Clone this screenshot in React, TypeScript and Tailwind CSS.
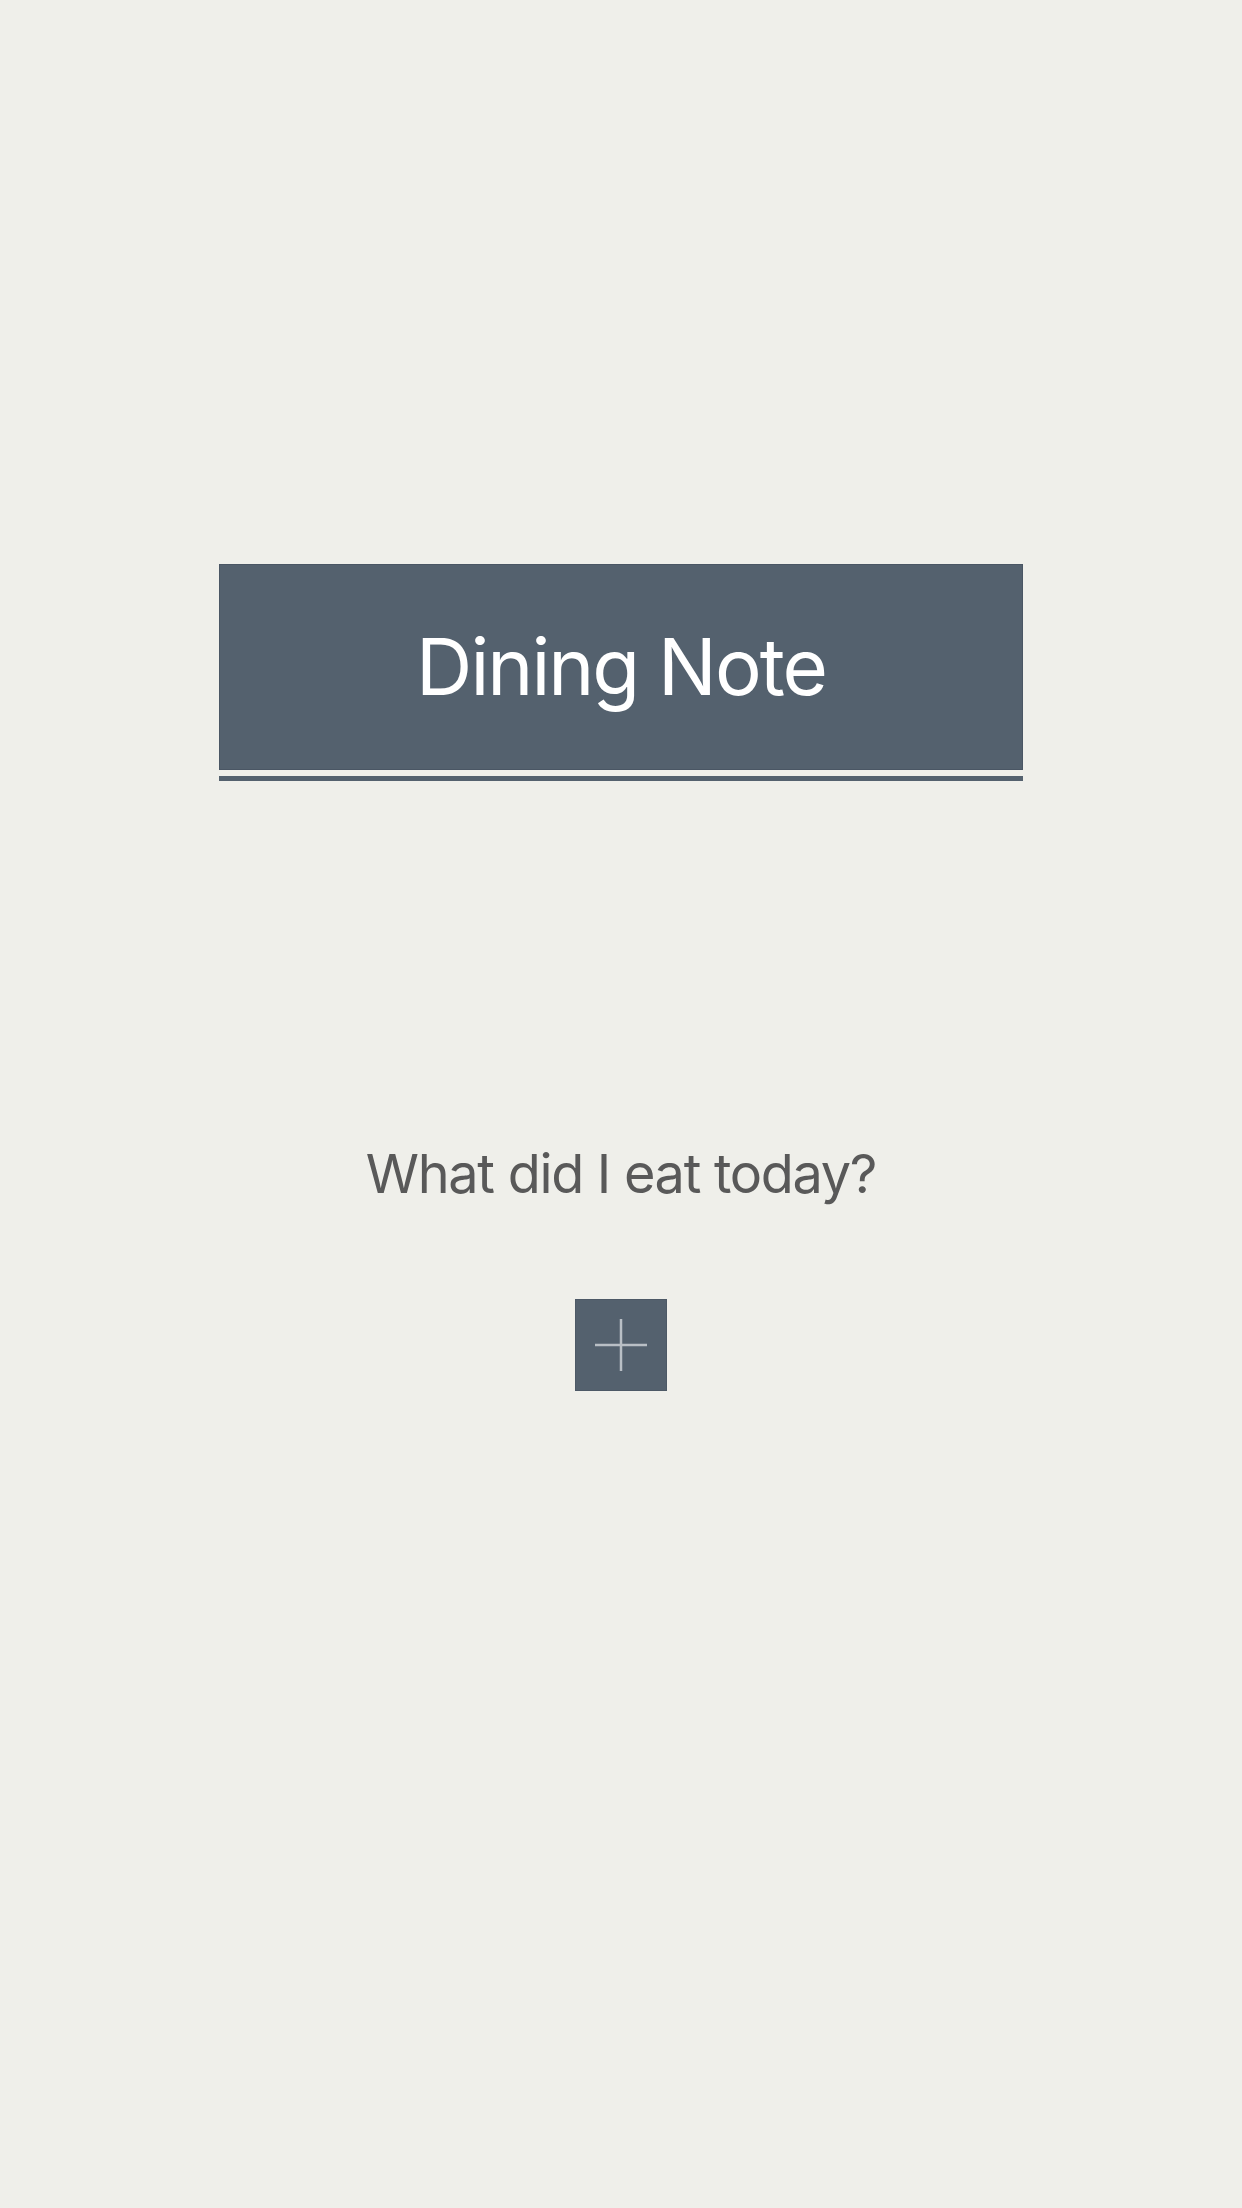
--
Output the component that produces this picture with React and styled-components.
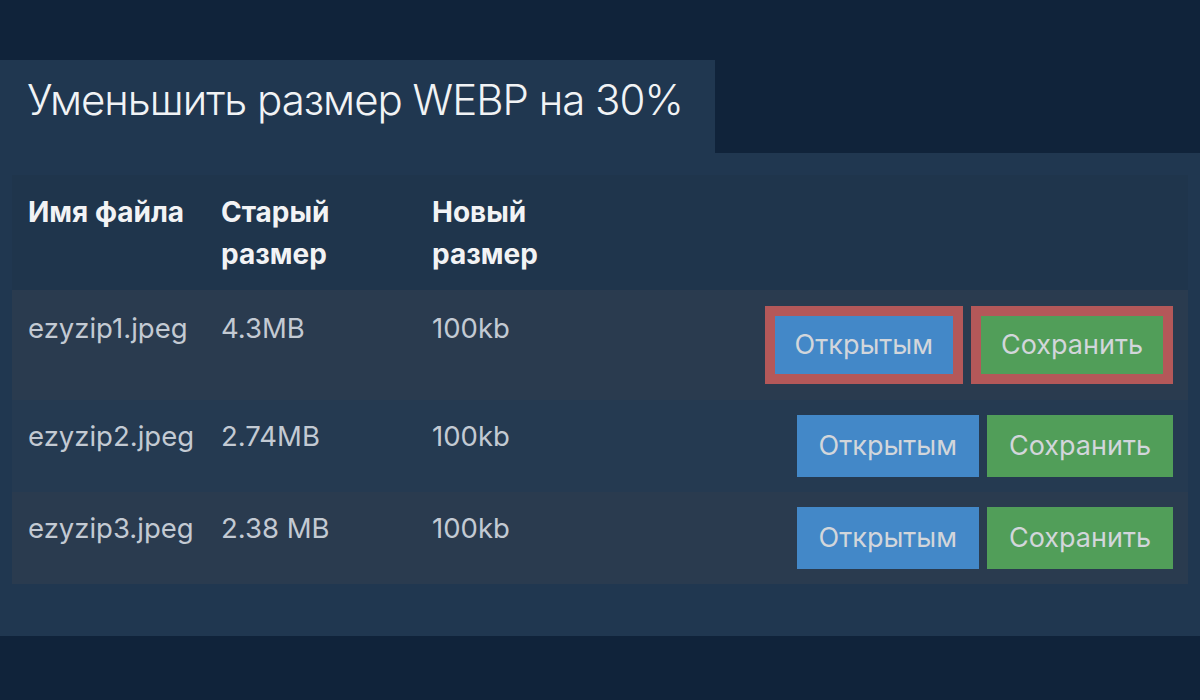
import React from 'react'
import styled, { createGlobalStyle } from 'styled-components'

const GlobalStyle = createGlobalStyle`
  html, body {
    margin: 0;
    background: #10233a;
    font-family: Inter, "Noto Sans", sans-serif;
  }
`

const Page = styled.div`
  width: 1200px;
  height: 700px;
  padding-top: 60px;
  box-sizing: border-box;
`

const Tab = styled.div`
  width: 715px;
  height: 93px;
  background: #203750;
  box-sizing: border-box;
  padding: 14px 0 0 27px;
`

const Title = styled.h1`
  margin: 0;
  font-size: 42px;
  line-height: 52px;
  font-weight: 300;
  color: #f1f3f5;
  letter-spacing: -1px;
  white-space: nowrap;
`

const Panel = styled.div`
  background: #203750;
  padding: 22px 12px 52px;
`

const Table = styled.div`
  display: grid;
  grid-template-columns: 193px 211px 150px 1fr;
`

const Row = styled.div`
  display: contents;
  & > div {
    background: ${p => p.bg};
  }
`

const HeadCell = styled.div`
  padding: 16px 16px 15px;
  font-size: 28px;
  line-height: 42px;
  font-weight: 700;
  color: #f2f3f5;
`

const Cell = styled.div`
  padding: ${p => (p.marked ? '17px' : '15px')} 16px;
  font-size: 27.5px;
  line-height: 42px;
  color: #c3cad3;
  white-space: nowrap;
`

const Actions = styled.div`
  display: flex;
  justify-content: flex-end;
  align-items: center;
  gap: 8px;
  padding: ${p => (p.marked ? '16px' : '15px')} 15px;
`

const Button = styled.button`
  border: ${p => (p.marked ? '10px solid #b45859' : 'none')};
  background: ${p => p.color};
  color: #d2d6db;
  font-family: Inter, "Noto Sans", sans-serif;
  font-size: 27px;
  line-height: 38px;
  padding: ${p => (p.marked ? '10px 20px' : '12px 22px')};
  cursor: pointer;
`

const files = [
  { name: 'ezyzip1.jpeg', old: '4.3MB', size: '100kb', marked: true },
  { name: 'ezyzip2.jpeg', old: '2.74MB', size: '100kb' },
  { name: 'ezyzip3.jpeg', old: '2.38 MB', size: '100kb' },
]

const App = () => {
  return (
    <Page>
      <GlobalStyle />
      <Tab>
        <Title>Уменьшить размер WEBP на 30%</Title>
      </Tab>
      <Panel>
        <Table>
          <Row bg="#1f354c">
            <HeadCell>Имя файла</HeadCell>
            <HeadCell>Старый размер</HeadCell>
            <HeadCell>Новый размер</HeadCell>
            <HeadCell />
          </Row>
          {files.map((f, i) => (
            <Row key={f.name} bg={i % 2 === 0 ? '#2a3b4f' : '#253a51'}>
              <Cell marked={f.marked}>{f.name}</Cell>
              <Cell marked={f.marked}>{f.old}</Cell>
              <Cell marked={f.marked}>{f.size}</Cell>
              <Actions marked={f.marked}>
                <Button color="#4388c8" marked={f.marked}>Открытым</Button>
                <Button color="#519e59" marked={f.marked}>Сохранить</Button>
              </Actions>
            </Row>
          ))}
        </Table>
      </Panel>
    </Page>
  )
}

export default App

**WHAT IS ASKED**:
Collect every line above that contains the word "this".

**FULL SOLUTION**:
Clone this screenshot in React, TypeScript and Tailwind CSS.
Output the component that produces this picture with React and styled-components.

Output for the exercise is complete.